Financing across the industry in the three months to end-September totaled US$23.1 billion. This is almost double the amount raised during the June quarter and compares favorably with funding of US$9.57 billion in the March quarter and US$10.8 billion in the year-ago period.

The State of the Market report identifies 744 financings during the period, compared with 787, 762, 894 and 1,033 in the respective previous four quarters. Companies with a market capitalization of at least US$2.0 billion accounted for over 64% of the amount raised by the industry, compared with 66% in the June quarter and 40% in the year-ago quarter.

Companies with a market capitalization between US$500 million and US$2 billion raised a further 11% of the total. This means that companies with a market value of under US$500 million — the great numerical majority of the industry's listed companies — raised less than 7% of the total, compared with over 21% in the year-ago quarter.

Over the past year, M&A announcements in the international metals and mining industry have averaged barely 12 deals per month that are "significant," or those of over US$5 million. There was a modest improvement, to less than 14 per month, during the three months to end-September.

In the latest quarter, S&P Global Market Intelligence recorded 41 significant deals for metal assets, compared with 47 in the June quarter and 29 in the first quarter. The peak in recent deal activity came in the 2016 September quarter with 62 individual announcements. The recent low came in the 2016 March quarter, when only 25 deals were announced.
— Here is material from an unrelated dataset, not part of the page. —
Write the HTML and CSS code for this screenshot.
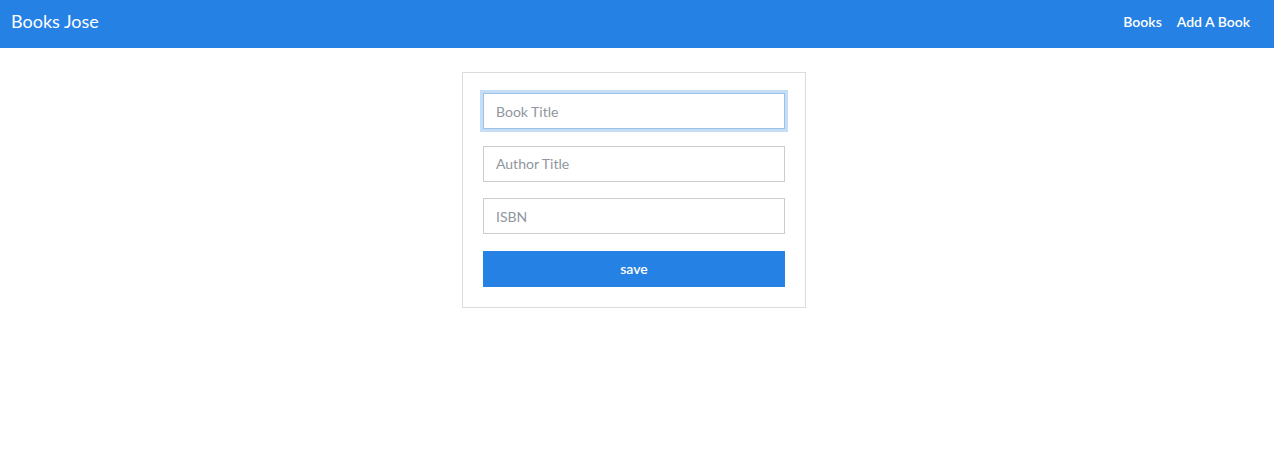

However, the value of the deals recorded during the three months to end-September improved slightly to US$4.91 billion after jumping to US$4.50 billion in the previous quarter, compared to only US$3.32 billion in the March quarter. Nevertheless, these recent improvements are still well short of the recent peak of US$8.01 billion recorded in the June quarter of 2016. Almost 54% of the 41 significant deals announced in the September 2017 quarter were for gold assets.